Correct Answer: A. To retrieve data from a database
• **SELECT statement** = the most fundamental SQL command, used to retrieve specific data from one or more database tables. It returns a result set — a virtual table of rows and columns matching the query — without modifying any stored data. • **Flexibility** — SELECT can retrieve all columns (SELECT *) or specific columns, filter rows with WHERE, sort results with ORDER BY, group rows with GROUP BY, and combine data from multiple tables with JOIN clauses, making it the most versatile SQL command. • SELECT is a read-only operation classified under DQL (Data Query Language), and it has no side effects on the stored data regardless of how complex the query is. • 💡 Option B (To delete a table) is wrong because deleting a table is done with the DROP DDL command; Option C (To change a user's password) is wrong because password management uses DCL commands like ALTER USER or SET PASSWORD; Option D (To shut down the server) is wrong because server management is outside the scope of SQL data commands.
Which constraint prevents the entry of null values into a column?
Correct Answer: C. NOT NULL
• **NOT NULL constraint** = a column-level rule that mandates every row must supply a value for that column — the DBMS will reject any INSERT or UPDATE that leaves the column empty (NULL). It ensures mandatory fields always contain meaningful data. • **NULL vs. empty string** — NULL means the absence of any value (unknown or missing), while an empty string is still a value. NOT NULL prevents the former but does not prevent an empty string from being stored; a CHECK constraint is needed for additional validation. • NOT NULL is commonly applied to columns like primary key fields, required registration details (Name, Date of Birth), and status flags where missing data would break application logic. • 💡 Option A (UNIQUE) is wrong because UNIQUE ensures no two rows have the same value in the column but does allow NULL (in most RDBMS, one NULL is permitted); Option B (DEFAULT) is wrong because DEFAULT assigns a fallback value when none is provided, but still allows NULL if DEFAULT NULL is set; Option D (CHECK) is wrong because CHECK validates that inserted values meet a custom expression, not specifically that they are non-null.
Which type of join returns all records when there is a match in either the left or right table?
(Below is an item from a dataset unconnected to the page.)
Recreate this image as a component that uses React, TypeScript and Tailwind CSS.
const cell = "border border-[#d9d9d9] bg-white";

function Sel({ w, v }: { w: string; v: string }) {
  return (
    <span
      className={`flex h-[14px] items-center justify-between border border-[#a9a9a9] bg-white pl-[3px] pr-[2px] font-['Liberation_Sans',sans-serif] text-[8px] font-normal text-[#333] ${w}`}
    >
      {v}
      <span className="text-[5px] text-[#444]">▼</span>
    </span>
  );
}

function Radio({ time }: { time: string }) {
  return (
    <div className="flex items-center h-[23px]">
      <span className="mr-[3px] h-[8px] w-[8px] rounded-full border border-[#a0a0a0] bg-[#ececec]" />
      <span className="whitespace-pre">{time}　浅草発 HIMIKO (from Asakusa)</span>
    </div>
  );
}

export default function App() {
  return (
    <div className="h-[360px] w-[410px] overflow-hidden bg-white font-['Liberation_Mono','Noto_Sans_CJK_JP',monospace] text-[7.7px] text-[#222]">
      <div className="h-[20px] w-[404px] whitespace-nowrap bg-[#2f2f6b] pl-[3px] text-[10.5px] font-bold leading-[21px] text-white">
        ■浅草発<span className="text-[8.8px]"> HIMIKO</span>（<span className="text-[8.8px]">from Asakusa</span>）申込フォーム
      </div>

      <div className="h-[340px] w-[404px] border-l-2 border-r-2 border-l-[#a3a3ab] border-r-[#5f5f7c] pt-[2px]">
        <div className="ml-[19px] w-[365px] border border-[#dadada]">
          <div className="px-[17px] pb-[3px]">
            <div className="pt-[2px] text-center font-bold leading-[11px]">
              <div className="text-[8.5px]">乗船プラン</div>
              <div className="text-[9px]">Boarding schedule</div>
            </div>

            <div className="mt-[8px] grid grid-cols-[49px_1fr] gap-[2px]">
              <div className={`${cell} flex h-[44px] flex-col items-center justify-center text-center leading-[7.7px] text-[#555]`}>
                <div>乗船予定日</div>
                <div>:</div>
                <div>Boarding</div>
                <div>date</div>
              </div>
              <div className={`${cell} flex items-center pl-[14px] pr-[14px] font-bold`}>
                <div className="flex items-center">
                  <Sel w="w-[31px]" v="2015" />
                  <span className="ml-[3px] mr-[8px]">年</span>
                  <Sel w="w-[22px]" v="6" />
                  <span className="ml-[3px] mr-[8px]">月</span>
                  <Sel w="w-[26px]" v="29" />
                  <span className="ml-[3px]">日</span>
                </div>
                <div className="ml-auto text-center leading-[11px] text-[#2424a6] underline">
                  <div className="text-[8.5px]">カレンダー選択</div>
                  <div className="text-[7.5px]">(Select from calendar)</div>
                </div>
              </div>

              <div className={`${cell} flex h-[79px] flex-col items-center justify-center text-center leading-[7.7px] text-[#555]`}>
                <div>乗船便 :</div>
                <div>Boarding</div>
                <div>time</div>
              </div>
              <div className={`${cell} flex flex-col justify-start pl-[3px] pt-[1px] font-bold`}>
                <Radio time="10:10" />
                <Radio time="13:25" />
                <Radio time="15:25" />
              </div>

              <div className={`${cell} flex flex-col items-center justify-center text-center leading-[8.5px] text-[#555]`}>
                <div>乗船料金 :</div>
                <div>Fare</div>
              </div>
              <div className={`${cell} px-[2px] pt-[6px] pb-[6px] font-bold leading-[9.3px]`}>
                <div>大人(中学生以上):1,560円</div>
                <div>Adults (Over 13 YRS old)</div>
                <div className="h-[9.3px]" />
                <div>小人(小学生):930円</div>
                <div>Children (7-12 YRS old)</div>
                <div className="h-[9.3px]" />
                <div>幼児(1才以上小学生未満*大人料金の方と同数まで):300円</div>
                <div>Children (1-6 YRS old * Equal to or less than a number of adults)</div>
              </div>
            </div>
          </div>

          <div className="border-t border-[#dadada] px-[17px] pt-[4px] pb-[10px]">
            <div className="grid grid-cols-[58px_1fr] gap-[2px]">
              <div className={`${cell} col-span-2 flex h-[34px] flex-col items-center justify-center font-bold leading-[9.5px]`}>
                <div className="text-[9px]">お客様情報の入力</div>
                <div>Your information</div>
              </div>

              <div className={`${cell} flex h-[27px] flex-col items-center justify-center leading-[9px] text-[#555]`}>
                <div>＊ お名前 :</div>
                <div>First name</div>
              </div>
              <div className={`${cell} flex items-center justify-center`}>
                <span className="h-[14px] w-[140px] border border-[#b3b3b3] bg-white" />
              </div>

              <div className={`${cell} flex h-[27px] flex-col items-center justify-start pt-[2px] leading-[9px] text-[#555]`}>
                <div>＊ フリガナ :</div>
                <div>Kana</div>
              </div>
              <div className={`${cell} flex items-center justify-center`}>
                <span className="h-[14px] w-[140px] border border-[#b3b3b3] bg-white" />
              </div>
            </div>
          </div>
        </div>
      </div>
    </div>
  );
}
Correct Answer: C. Full Outer Join
• **FULL OUTER JOIN** = a join operation that returns all rows from both the left and right tables. Where a row in one table has no matching row in the other, the missing columns are filled with NULL, ensuring no records from either table are lost in the result. • **How it combines LEFT and RIGHT joins** — a LEFT JOIN keeps all rows from the left table (filling NULLs for unmatched right-side columns), a RIGHT JOIN keeps all rows from the right table (filling NULLs for unmatched left-side columns), and FULL OUTER JOIN is the union of both, keeping all rows from both sides. • FULL OUTER JOIN is useful when comparing two datasets to find records that exist in one source but not the other, such as customers in Database A but missing from Database B. • 💡 Option A (Inner Join) is wrong because INNER JOIN returns only rows where there is a match in both tables, discarding all unmatched rows; Option B (Left Join) is wrong because LEFT JOIN only guarantees all rows from the left table, not the right; Option D (Cross Join) is wrong because CROSS JOIN returns the Cartesian product of both tables — every row from the left paired with every row from the right — regardless of any matching condition.